AdaGATE: Adaptive Gap-Aware Token-Efficient Evidence Assembly for Multi-Hop Retrieval-Augmented Generation
Fills missing bridge facts using micro-queries and utility scoring.
Multi-hop retrieval-augmented generation (RAG) often fails in practice because retrieved evidence is noisy, redundant, or missing critical bridge facts. Existing controllers either expand context indiscriminately or select from a fixed top-k set, without explicitly repairing gaps. AdaGATE, a new training-free evidence controller from Yilin Guo and colleagues, reframes evidence selection as a token-constrained repair problem. It tracks entity-level gaps between the question and retrieved passages, generates targeted micro-queries to fill those gaps, and then selects evidence using a utility function that balances gap coverage, corroboration, novelty, redundancy, and direct relevance.

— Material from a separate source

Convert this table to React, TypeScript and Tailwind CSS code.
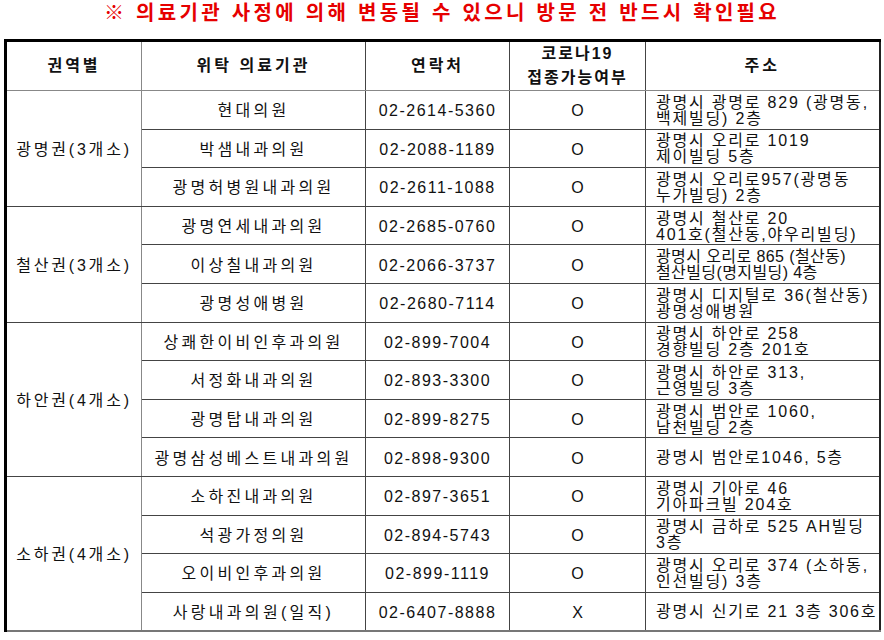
import React from "react"

type Clinic = {
  name: string
  phone: string
  ok: string
  addr: string[]
  tight?: boolean
}

type Region = {
  label: string
  clinics: Clinic[]
}

const regions: Region[] = [
  {
    label: "광명권(3개소)",
    clinics: [
      { name: "현대의원", phone: "02-2614-5360", ok: "O", addr: ["광명시 광명로 829 (광명동,", "백제빌딩) 2층"] },
      { name: "박샘내과의원", phone: "02-2088-1189", ok: "O", addr: ["광명시 오리로 1019", "제이빌딩 5층"] },
      { name: "광명허병원내과의원", phone: "02-2611-1088", ok: "O", addr: ["광명시 오리로957(광명동", "누가빌딩) 2층"] },
    ],
  },
  {
    label: "철산권(3개소)",
    clinics: [
      { name: "광명연세내과의원", phone: "02-2685-0760", ok: "O", addr: ["광명시 철산로 20", "401호(철산동,야우리빌딩)"] },
      { name: "이상칠내과의원", phone: "02-2066-3737", ok: "O", addr: ["광명시 오리로 865 (철산동)", "철산빌딩(명지빌딩) 4층"], tight: true },
      { name: "광명성애병원", phone: "02-2680-7114", ok: "O", addr: ["광명시 디지털로 36(철산동)", "광명성애병원"] },
    ],
  },
  {
    label: "하안권(4개소)",
    clinics: [
      { name: "상쾌한이비인후과의원", phone: "02-899-7004", ok: "O", addr: ["광명시 하안로 258", "경향빌딩 2층 201호"] },
      { name: "서정화내과의원", phone: "02-893-3300", ok: "O", addr: ["광명시 하안로 313,", "근영빌딩 3층"] },
      { name: "광명탑내과의원", phone: "02-899-8275", ok: "O", addr: ["광명시 범안로 1060,", "남천빌딩 2층"] },
      { name: "광명삼성베스트내과의원", phone: "02-898-9300", ok: "O", addr: ["광명시 범안로1046, 5층"] },
    ],
  },
  {
    label: "소하권(4개소)",
    clinics: [
      { name: "소하진내과의원", phone: "02-897-3651", ok: "O", addr: ["광명시 기아로 46", "기아파크빌 204호"] },
      { name: "석광가정의원", phone: "02-894-5743", ok: "O", addr: ["광명시 금하로 525 AH빌딩", "3층"] },
      { name: "오이비인후과의원", phone: "02-899-1119", ok: "O", addr: ["광명시 오리로 374 (소하동,", "인선빌딩) 3층"] },
      { name: "사랑내과의원(일직)", phone: "02-6407-8888", ok: "X", addr: ["광명시 신기로 21 3층 306호"] },
    ],
  },
]

const font = { fontFamily: "'Liberation Sans', 'Noto Sans CJK KR', sans-serif" }

export default function App() {
  return (
    <div className="w-[884px] h-[640px] bg-white text-[#111] overflow-hidden" style={font}>
      <h1 className="h-[39px] pt-[1px] text-center text-[20px] leading-[24px] font-bold text-[#e60000] tracking-[3.3px]">
        ※ 의료기관 사정에 의해 변동될 수 있으니 방문 전 반드시 확인필요
      </h1>
      <table className="ml-[4px] w-[874px] table-fixed border-collapse border-t-[3px] border-l-[3px] border-t-black border-l-black border-r-[2px] border-r-[#222] border-b-[2px] border-b-[#777]">
        <colgroup>
          <col className="w-[136px]" />
          <col className="w-[224px]" />
          <col className="w-[144px]" />
          <col className="w-[136px]" />
          <col className="w-[234px]" />
        </colgroup>
        <thead>
          <tr className="h-[50px] text-[16px] leading-[20px] font-bold tracking-[3px]">
            <th className="p-0 border-r border-r-[#888] border-b border-b-[#888]">권역별</th>
            <th className="p-0 border-r border-r-[#444] border-b border-b-[#888]">위탁 의료기관</th>
            <th className="p-0 border-r border-r-[#444] border-b border-b-[#888]">연락처</th>
            <th className="p-0 border-r border-r-[#444] border-b border-b-[#888] leading-[24px] tracking-[2px]">
              코로나19
              <br />
              접종가능여부
            </th>
            <th className="p-0 border-b border-b-[#888]">주소</th>
          </tr>
        </thead>
        <tbody>
          {regions.map((region) =>
            region.clinics.map((c, i) => (
              <tr key={c.name} className="h-[38.6px] text-[16px] leading-[20px]">
                {i === 0 && (
                  <td
                    rowSpan={region.clinics.length}
                    className="p-0 pt-[3px] text-center tracking-[2.8px] border-r border-r-[#888] border-b border-b-[#444]"
                  >
                    {region.label}
                  </td>
                )}
                <td className="p-0 pt-[3px] text-center tracking-[3.3px] border-r border-r-[#444] border-b border-b-[#444]">
                  {c.name}
                </td>
                <td className="p-0 pt-[3px] text-center tracking-[1.5px] border-r border-r-[#444] border-b border-b-[#444]">
                  {c.phone}
                </td>
                <td className="p-0 pt-[3px] text-center border-r border-r-[#444] border-b border-b-[#444]">{c.ok}</td>
                <td
                  className={`p-0 pl-[10px] pt-[2px] whitespace-nowrap text-[16px] leading-[16px] border-b border-b-[#444] ${
                    c.tight ? "tracking-[0.4px]" : "tracking-[1.8px]"
                  }`}
                >
                  {c.addr.map((line) => (
                    <div key={line}>{line}</div>
                  ))}
                </td>
              </tr>
            ))
          )}
        </tbody>
      </table>
    </div>
  )
}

Evaluated on HotpotQA under clean, redundancy-injected, and noise-injected retrieval conditions, AdaGATE achieves the best evidence F1 among all compared controllers: 62.3% on clean data and 71.2% under redundancy injection. Crucially, it uses 2.6x fewer input tokens than Adaptive-k while maintaining or improving accuracy. These results show that explicit gap-aware repair combined with token-efficient selection makes multi-hop RAG far more robust under imperfect retrieval conditions, without requiring any additional training.
- AdaGATE achieves 62.3% evidence F1 on clean HotpotQA and 71.2% under redundancy injection.
- Uses 2.6x fewer input tokens than Adaptive-k, reducing context overhead.
- Combines entity-centric gap tracking, micro-query generation, and utility-based selection without training.
Why It Matters
Makes multi-hop RAG more practical for real-world deployments with noisy retrievals and limited context budgets.